How many faders do I get with iQs?

The base installation comes with four faders, but can be expanded optionally up to 24 total, in groups of four-fader increments.

What is the difference between iQx and iQs?

For now, the only difference is that the iQs is the virtualized version of the iQx. It’s iQx without the hardware surface or engine running inside.

Does my iQs work in the Livewire+™ AES67 ecosystem like Axia’s other consoles?

Yes, iQs supports Livewire+ AES67 natively.

If I buy iQs running on the AE-1000 server, can I migrate that license to the docker version?

Yes, included in TelosCare PLUS Customer Care Program is license portability where Telos Alliance will allow the current and valid licenses for one platform to be moved to another platform (subject to any pricing differences between the two platforms).

If the console is HTML-5, how many users can access the console at once? How is user access managed?

Currently in the iQs,16 users can have simultaneous HTML-5 GUI connections into the console. That’s likely many more users with hands on the console than you’d ever need!

How many instances of iQs can run on an AE-1000?


Can I run other software on the AE-1000?

Axia iQs is the first software offering from Telos Alliance that runs on the AE-1000. We designed the AE-1000 and its operating environment to be extremely reliable for broadcast operations. Therefore only Telos Alliance products designed for the AE-1000 can be run on it.

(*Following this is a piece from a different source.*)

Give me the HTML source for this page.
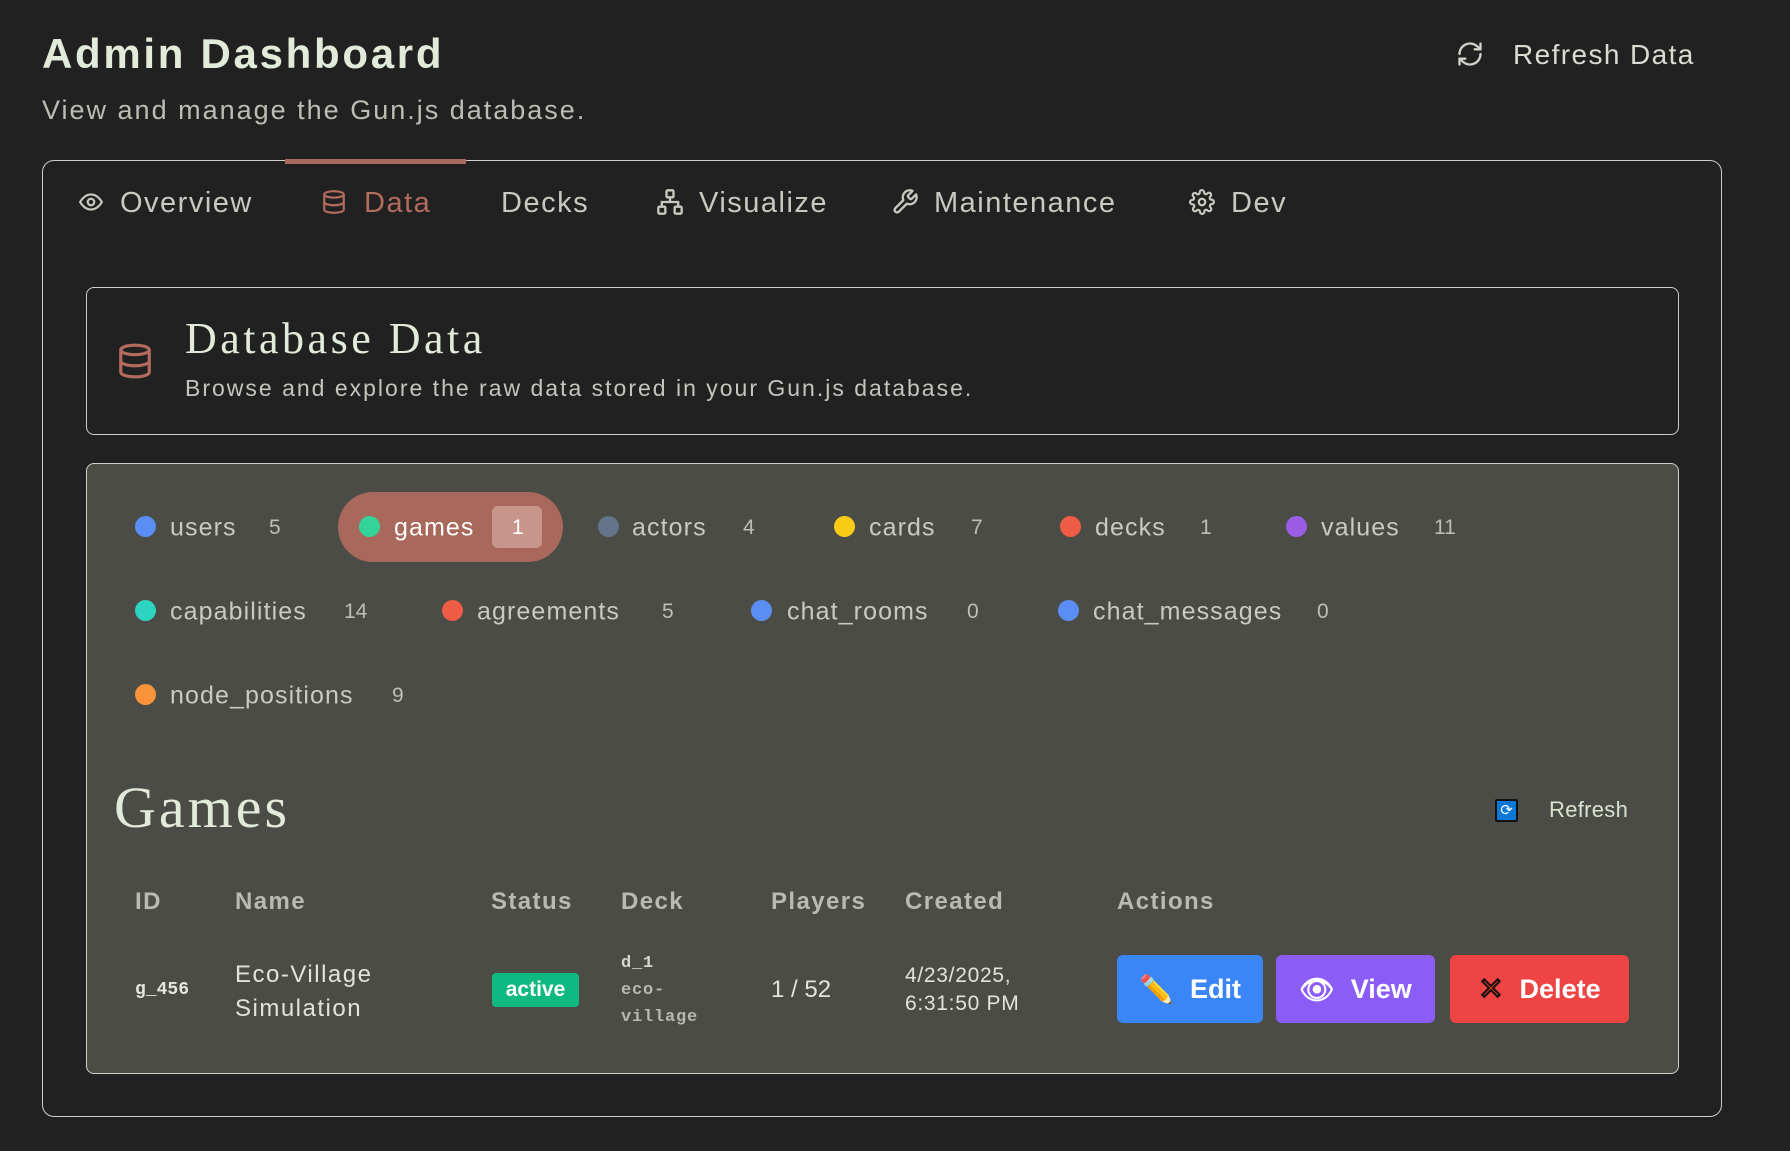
<!DOCTYPE html>
<html><head><meta charset="utf-8"><style>
*{box-sizing:border-box;margin:0;padding:0}
body{width:1790px;height:1151px;background:#212121;font-family:"Liberation Sans",sans-serif;color:#d8dcd2;position:relative;overflow:hidden}
.a{position:absolute;white-space:nowrap}
.serif{font-family:"Liberation Serif",serif}
.mono{font-family:"Liberation Mono",monospace}
.dot{position:absolute;width:21px;height:21px;border-radius:50%}
.chip{position:absolute;font-size:25px;color:#c9cbc2;transform:translateY(-50%);letter-spacing:1.1px}
.cnt{position:absolute;font-size:21px;color:#bdbfb6;transform:translateY(-50%)}
.th{position:absolute;font-size:24px;font-weight:bold;color:#b9bab2;transform:translateY(-50%);letter-spacing:1.4px}
.tab{position:absolute;top:187px;font-size:29px;color:#c8c9c0;letter-spacing:1.5px}
.btn{position:absolute;top:955px;height:68px;border-radius:6px;color:#fff;font-weight:bold;font-size:27px;display:flex;align-items:center;justify-content:center;gap:16px}
</style></head><body>
<div class="a" style="left:42px;top:30px;font-size:42px;font-weight:bold;color:#e2ebd9;letter-spacing:2.7px">Admin Dashboard</div>
<div class="a" style="left:42px;top:95px;font-size:27px;color:#bcbdb5;letter-spacing:2px">View and manage the Gun.js database.</div>
<svg class="a" style="left:1456px;top:40px" width="28" height="28" viewBox="0 0 24 24" fill="none" stroke="#d0d2c9" stroke-width="2" stroke-linecap="round" stroke-linejoin="round"><path d="M3 12a9 9 0 0 1 15-6.7L21 8"/><path d="M21 3v5h-5"/><path d="M21 12a9 9 0 0 1-15 6.7L3 16"/><path d="M8 16H3v5"/></svg>
<div class="a" style="left:1513px;top:39px;font-size:28px;color:#d8dcd2;letter-spacing:1.4px">Refresh Data</div>

<div class="a" style="left:42px;top:160px;width:1680px;height:957px;border:1.5px solid #cfd1c8;border-radius:12px"></div>
<div class="a" style="left:285px;top:159px;width:181px;height:5px;background:#a86a5e"></div>
<svg class="a" style="left:78px;top:189px" width="26" height="26" viewBox="0 0 24 24" fill="none" stroke="#c8c9c0" stroke-width="2"><path d="M2 12s3.5-7 10-7 10 7 10 7-3.5 7-10 7S2 12 2 12z"/><circle cx="12" cy="12" r="3"/></svg>
<div class="tab" style="left:120px">Overview</div>
<svg class="a" style="left:321px;top:188px" width="26" height="28" viewBox="0 0 24 24" fill="none" stroke="#b36b5e" stroke-width="2"><ellipse cx="12" cy="5" rx="9" ry="3"/><path d="M3 5v14c0 1.7 4 3 9 3s9-1.3 9-3V5"/><path d="M3 12c0 1.7 4 3 9 3s9-1.3 9-3"/></svg>
<div class="tab" style="left:364px;color:#b36b5e">Data</div>
<div class="tab" style="left:501px">Decks</div>
<svg class="a" style="left:656px;top:188px" width="28" height="28" viewBox="0 0 24 24" fill="none" stroke="#c8c9c0" stroke-width="2"><rect x="9" y="2" width="6" height="6" rx="1"/><rect x="2" y="16" width="6" height="6" rx="1"/><rect x="16" y="16" width="6" height="6" rx="1"/><path d="M5 16v-4h14v4M12 8v4"/></svg>
<div class="tab" style="left:699px">Visualize</div>
<svg class="a" style="left:891px;top:188px" width="28" height="28" viewBox="0 0 24 24" fill="none" stroke="#c8c9c0" stroke-width="2" stroke-linejoin="round"><path d="M14.7 6.3a1 1 0 0 0 0 1.4l1.6 1.6a1 1 0 0 0 1.4 0l3.8-3.8a6 6 0 0 1-7.9 7.9l-6.9 6.9a2.1 2.1 0 0 1-3-3l6.9-6.9a6 6 0 0 1 7.9-7.9z"/></svg>
<div class="tab" style="left:934px">Maintenance</div>
<svg class="a" style="left:1189px;top:189px" width="26" height="26" viewBox="0 0 24 24" fill="none" stroke="#c8c9c0" stroke-width="2"><circle cx="12" cy="12" r="3"/><path d="M19.4 15a1.7 1.7 0 0 0 .3 1.8l.1.1a2 2 0 1 1-2.8 2.8l-.1-.1a1.7 1.7 0 0 0-2.8 1.2V21a2 2 0 1 1-4 0v-.1a1.7 1.7 0 0 0-2.8-1.2l-.1.1a2 2 0 1 1-2.8-2.8l.1-.1a1.7 1.7 0 0 0-1.2-2.8H3a2 2 0 1 1 0-4h.1a1.7 1.7 0 0 0 1.2-2.8l-.1-.1a2 2 0 1 1 2.8-2.8l.1.1a1.7 1.7 0 0 0 2.8-1.2V3a2 2 0 1 1 4 0v.1a1.7 1.7 0 0 0 2.8 1.2l.1-.1a2 2 0 1 1 2.8 2.8l-.1.1a1.7 1.7 0 0 0 1.2 2.8H21a2 2 0 1 1 0 4h-.1a1.7 1.7 0 0 0-1.5 1z"/></svg>
<div class="tab" style="left:1231px">Dev</div>

<div class="a" style="left:86px;top:287px;width:1593px;height:148px;border:1.5px solid #cfd1c8;border-radius:8px"></div>
<svg class="a" style="left:116px;top:341px" width="38" height="40" viewBox="0 0 24 24" fill="none" stroke="#b36b5e" stroke-width="2"><ellipse cx="12" cy="5" rx="9" ry="3"/><path d="M3 5v14c0 1.7 4 3 9 3s9-1.3 9-3V5"/><path d="M3 12c0 1.7 4 3 9 3s9-1.3 9-3"/></svg>
<div class="a serif" style="left:185px;top:313px;font-size:44px;color:#e2ebd9;letter-spacing:3.5px">Database Data</div>
<div class="a" style="left:185px;top:375px;font-size:23px;color:#c4c5bd;letter-spacing:2px">Browse and explore the raw data stored in your Gun.js database.</div>

<div class="a" style="left:86px;top:463px;width:1593px;height:611px;border:1.5px solid #cfd1c8;border-radius:8px;background:#4c4c46"></div>
<div class="a" style="left:338px;top:492px;width:225px;height:70px;border-radius:35px;background:#a8695c"></div>
<div class="a" style="left:492px;top:506px;width:50px;height:42px;border-radius:6px;background:#c7958a"></div>

<div class="dot" style="left:135px;top:516px;background:#5b8ef5"></div><div class="chip" style="left:170px;top:528px">users</div><div class="cnt" style="left:269px;top:528px">5</div>
<div class="dot" style="left:359px;top:516px;background:#34d399"></div><div class="chip" style="left:394px;top:528px;color:#fff">games</div><div class="cnt" style="left:512px;top:528px;color:#fff">1</div>
<div class="dot" style="left:598px;top:516px;background:#64748b"></div><div class="chip" style="left:632px;top:528px">actors</div><div class="cnt" style="left:743px;top:528px">4</div>
<div class="dot" style="left:834px;top:516px;background:#facc15"></div><div class="chip" style="left:869px;top:528px">cards</div><div class="cnt" style="left:971px;top:528px">7</div>
<div class="dot" style="left:1060px;top:516px;background:#ef5c45"></div><div class="chip" style="left:1095px;top:528px">decks</div><div class="cnt" style="left:1200px;top:528px">1</div>
<div class="dot" style="left:1286px;top:516px;background:#9b5de5"></div><div class="chip" style="left:1321px;top:528px">values</div><div class="cnt" style="left:1434px;top:528px">11</div>

<div class="dot" style="left:135px;top:600px;background:#2dd4bf"></div><div class="chip" style="left:170px;top:612px">capabilities</div><div class="cnt" style="left:344px;top:612px">14</div>
<div class="dot" style="left:442px;top:600px;background:#ef5c45"></div><div class="chip" style="left:477px;top:612px">agreements</div><div class="cnt" style="left:662px;top:612px">5</div>
<div class="dot" style="left:751px;top:600px;background:#5b8ef5"></div><div class="chip" style="left:787px;top:612px">chat_rooms</div><div class="cnt" style="left:967px;top:612px">0</div>
<div class="dot" style="left:1058px;top:600px;background:#5b8ef5"></div><div class="chip" style="left:1093px;top:612px">chat_messages</div><div class="cnt" style="left:1317px;top:612px">0</div>

<div class="dot" style="left:135px;top:684px;background:#fb923c"></div><div class="chip" style="left:170px;top:696px">node_positions</div><div class="cnt" style="left:392px;top:696px">9</div>

<div class="a serif" style="left:114px;top:774px;font-size:58px;color:#e2ebd9;letter-spacing:3px">Games</div>
<div class="a" style="left:1495px;top:799px;width:23px;height:23px;background:#0a78d7;border:2px solid #111;border-radius:2px;color:#fff;font-size:15px;line-height:19px;text-align:center">⟳</div>
<div class="a" style="left:1549px;top:797px;font-size:22px;color:#d8e4d0;letter-spacing:0.3px">Refresh</div>

<div class="th" style="left:135px;top:902px">ID</div>
<div class="th" style="left:235px;top:902px">Name</div>
<div class="th" style="left:491px;top:902px">Status</div>
<div class="th" style="left:621px;top:902px">Deck</div>
<div class="th" style="left:771px;top:902px">Players</div>
<div class="th" style="left:905px;top:902px">Created</div>
<div class="th" style="left:1117px;top:902px">Actions</div>

<div class="a mono" style="left:135px;top:980px;font-size:18px;font-weight:bold;color:#e6e6e0">g_456</div>
<div class="a" style="left:235px;top:958px;font-size:24px;line-height:34px;color:#e2e4dc;letter-spacing:1.5px">Eco-Village<br>Simulation</div>
<div class="a" style="left:492px;top:973px;width:87px;height:34px;border-radius:4px;background:#10b981;color:#fff;font-weight:bold;font-size:21px;text-align:center;line-height:34px">active</div>
<div class="a mono" style="left:621px;top:950px;font-size:17px;line-height:27px;font-weight:bold;color:#d8d8d0;letter-spacing:0.8px">d_1<br><span style="color:#b8b8b0">eco-<br>village</span></div>
<div class="a" style="left:771px;top:976px;font-size:24px;color:#e2e4dc">1 / 52</div>
<div class="a" style="left:905px;top:962px;font-size:21px;line-height:28px;color:#e2e4dc;letter-spacing:0.7px">4/23/2025,<br>6:31:50 PM</div>

<div class="btn" style="left:1117px;width:146px;background:#3b86f6"><span style="font-size:28px">✏️</span>Edit</div>
<div class="btn" style="left:1276px;width:159px;background:#8b5cf6"><span style="font-size:28px">👁</span>View</div>
<div class="btn" style="left:1450px;width:179px;background:#ef4444"><span style="font-size:30px;color:#e23b1c;-webkit-text-stroke:1px #111">✕</span>Delete</div>
</body></html>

Can I use my iQx console as a surface for iQs? What about other consoles?

iQx already has the equivalent of an iQs inside it. So, if you have an iQx you effectively already have iQs, at least in terms of console mixing functionality. We are now offering a software upgrade for the iQx console to enable remote control via HTML-5 browser. This is exactly like the Axia iQs HTML-5 interface.